19 May 2011

Greening the Green Party?


Taking part in Dave Bangs rally for forest access at Houghton Woods in Sussex and walking in the woods with him and other well informed naturalists, last saturday, it struck me that I ought to do more ecology. My knowledge of pollards and orchids is sadly limited!

I have, however, despite having taught economics for pretty much all my working life, a background in environmental science (sort of).

My first degree was in Environmental Archaeology at the Institute of Archaeology, which is now part of University College London.

So I studied soils and pollen and snails and human inter actions with the rest of nature. Very useful and interesting but a while ago.

Being for the 'environment' means little unless you have appropriate policies and ecology shows that sometimes counter intuitive ideas work.

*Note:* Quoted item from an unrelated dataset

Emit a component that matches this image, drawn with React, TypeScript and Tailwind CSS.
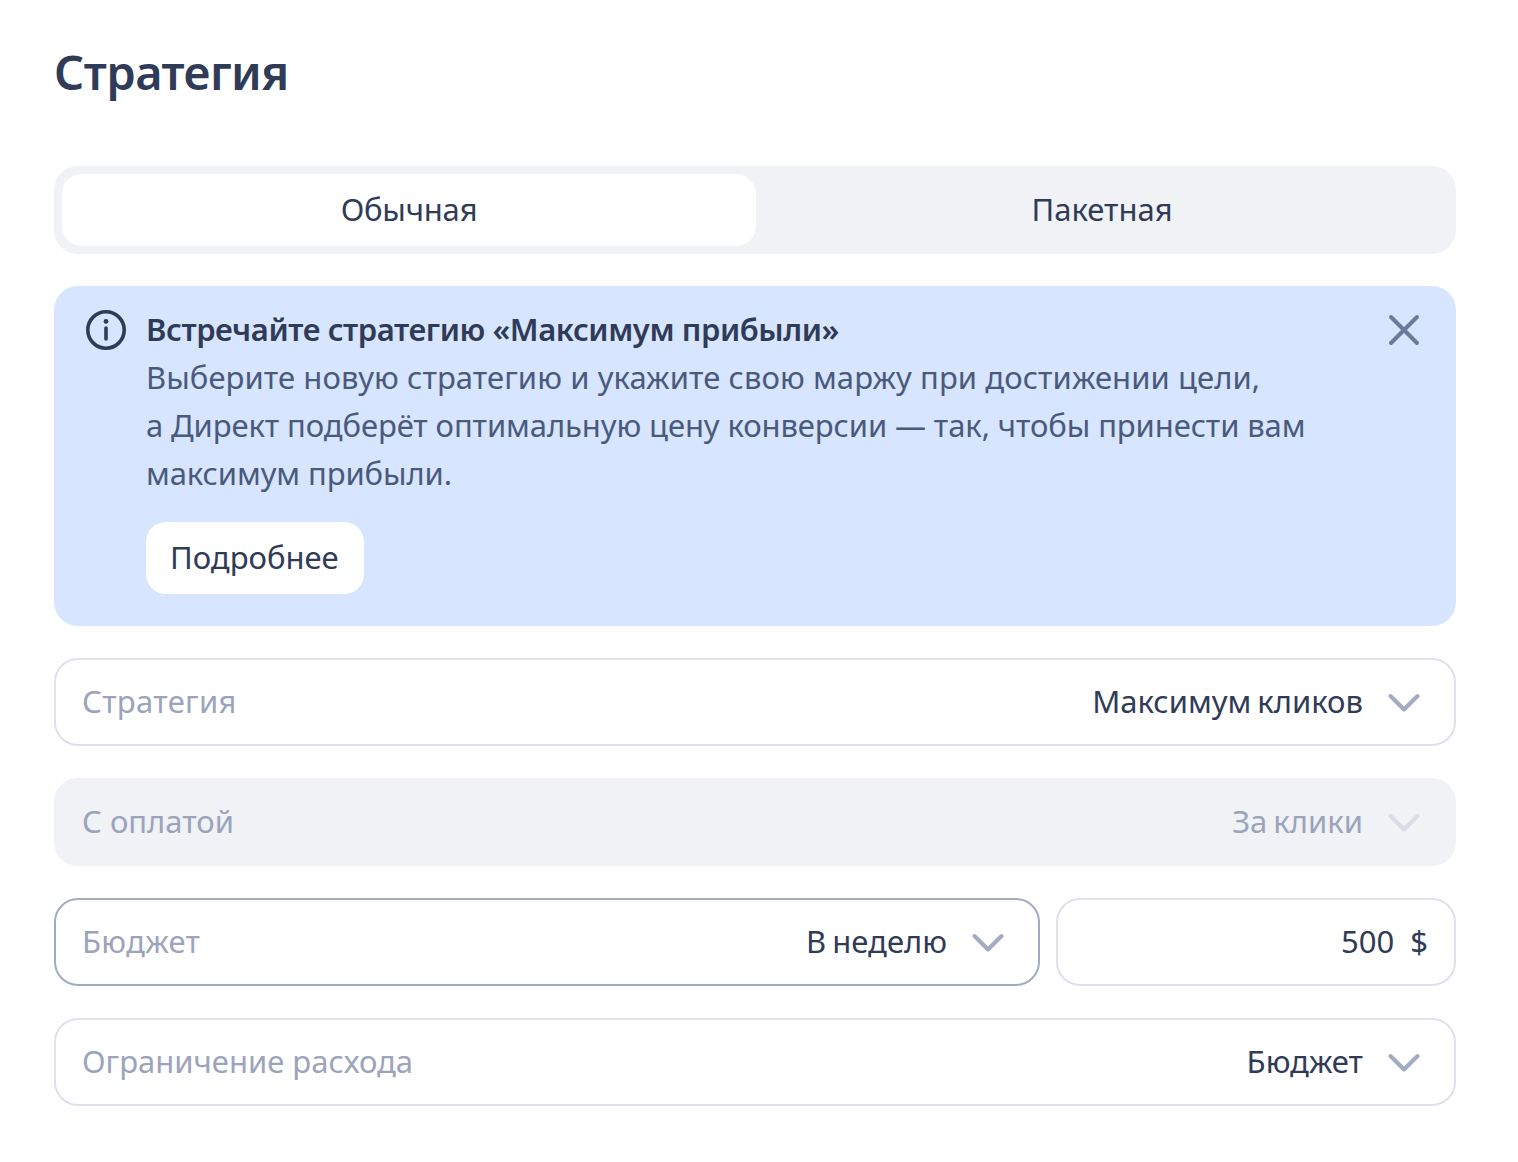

For example, slash and burn agriculture (with limits) may be good for forest biodiversity.

Ecology needs to be re-integrated into green politics, when the Green Party started we were the Ecology Party and had input from scientists.

I don't believe there should be an absence of the social, social justice is a green political principle.

And the growth/waste imperative of capitalism means that to sustain life we need an economic system that is ecological.

I would be interest to know opinions of Green Party members who work in environmental science or have expertise in ecology.

Do we need to re-green the Green Party?

1 comment:

Different kinds of love said...

I think the opposite. There are enough ecological pressure groups out there. To be a political party, we are essentially about winning people over to our ideas. We have the image of being ecologically sound and this already is a little exclusive. I had an elector on a doorstep say that they wanted to vote Green but didn't know enough about the environment and had a car. So to maintain mass appeal, we need to be more attractive to the mainstream and less experts in ecology.